1877(明治10)年の西南戦争で鹿児島県指宿(いぶすき)市に派遣され、現地にとどまった警察官で旧会津士族の加藤忠平二等巡査に光が当たっている。住民から親しみと尊敬を込めて「巡査どん」と呼ばれた。時代の変遷とともに人々の記憶から薄れていたが昨年、指宿署が墓を探し当てた。署員や住民は指宿の治安維持に尽力した巡査どんの墓を清掃して整備し、地域の宝として守ると決意する。福島県会津地方の関係者は墓の発見を機に両地の交流の深まりを期待する。


 JR指宿枕崎線の薩摩今和泉駅から徒歩約10分の小高い丘の上に墓はある。日清・日露戦争や西南戦争の戦没者碑が近くにあるが、一番高い場所に建立されている。指宿市内を見渡せる場所で、当時の墓としては立派なしつらえという。加藤巡査は西南戦争と同じ1877年にコレラを患ったと伝わる。墓には「齢廿七年十一月」と彫られ、20代後半で亡くなったとみられる。「福嶋縣士族」とも刻まれている。

 指宿署によると、昨年10月、駐在所に手紙が届いた。「西南戦争で亡くなった巡査の墓が(市内)今和泉にあるという記事を見てきたが、探しきれなかった。知っていたら場所を教えてくれないか」との内容だった。署員が過去の資料などを調べたところ、加藤巡査が旧会津士族で、地元の言葉で尊敬を表す「どん」が付けられていたことが分かった。1974(昭和49)年に一度、墓が発見された。警視庁から派遣され治安警備に従事していたと記録されている。会津藩と薩摩藩は戊辰戦争で戦ったが、同署は「(会津出身の加藤巡査は)土地の人に親しまれ、地域に尽くしたようだ」とみている。

 資料を基に署員が現地に赴き、墓を見つけたが、草木が生い茂っていた。地域に尽くした巡査の墓を守ろうと署員や住民が清掃に取り組んだ。昨年12月には、約30人で周辺の木を伐採し、除草した。住民はさらに墓の入り口など6カ所に案内看板を設置。地域の人々が巡査どんの墓を参拝できるようにした。指宿署は住民と協力して今後も墓参りや清掃を継続する。福元博警務課長は「地域に愛された警察官の存在を大切にしていく」と誓う。

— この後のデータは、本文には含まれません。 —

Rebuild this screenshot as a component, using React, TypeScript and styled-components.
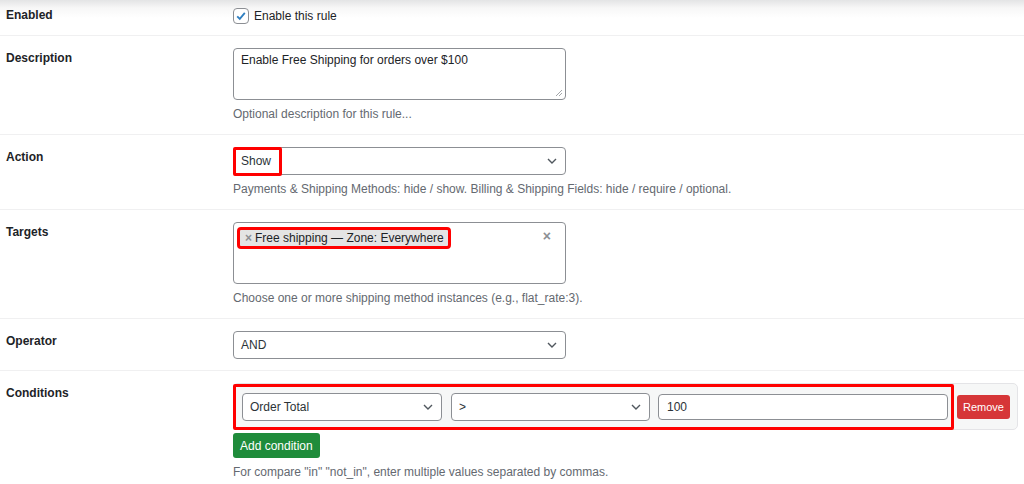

 会津の子孫にも発見の知らせが届いた。福島県会津若松市河東町に住む加藤誠さん(59)は3月に指宿署から連絡を受け、地域の取り組みを知った。加藤さん宅には祖父久雄さん(故人)が約50年前に指宿市を訪れ、墓参りした写真が残っている。「指宿の皆さんには感謝の気持ちでいっぱい。いつか現地を訪れたい」とほほ笑む。

 古里の関係者は指宿との交流が深まるのを期待する。会津歴史観光ガイド協会の石田明夫理事長(66)=会津若松市=は「会津士族の警察官の墓が九州で大切にされているという例は非常に珍しく、貴重だ」と語り、「これを契機に、双方の歴史的交流が広がってほしい」と話した。


※西南戦争 1873(明治6)年、征韓論を巡り西郷隆盛は下野し、鹿児島に戻った。西郷を慕って多くの若者が鹿児島に移り、西郷は私学校を設立して若者を教育した。だが、政府に不満を抱く私学校の生徒が1877年、鹿児島にあった政府の火薬庫を襲い、西南戦争に発展。戦場は熊本、宮崎などに広がった。旧会津藩士の佐川官兵衛、山川浩らが政府側として従軍した。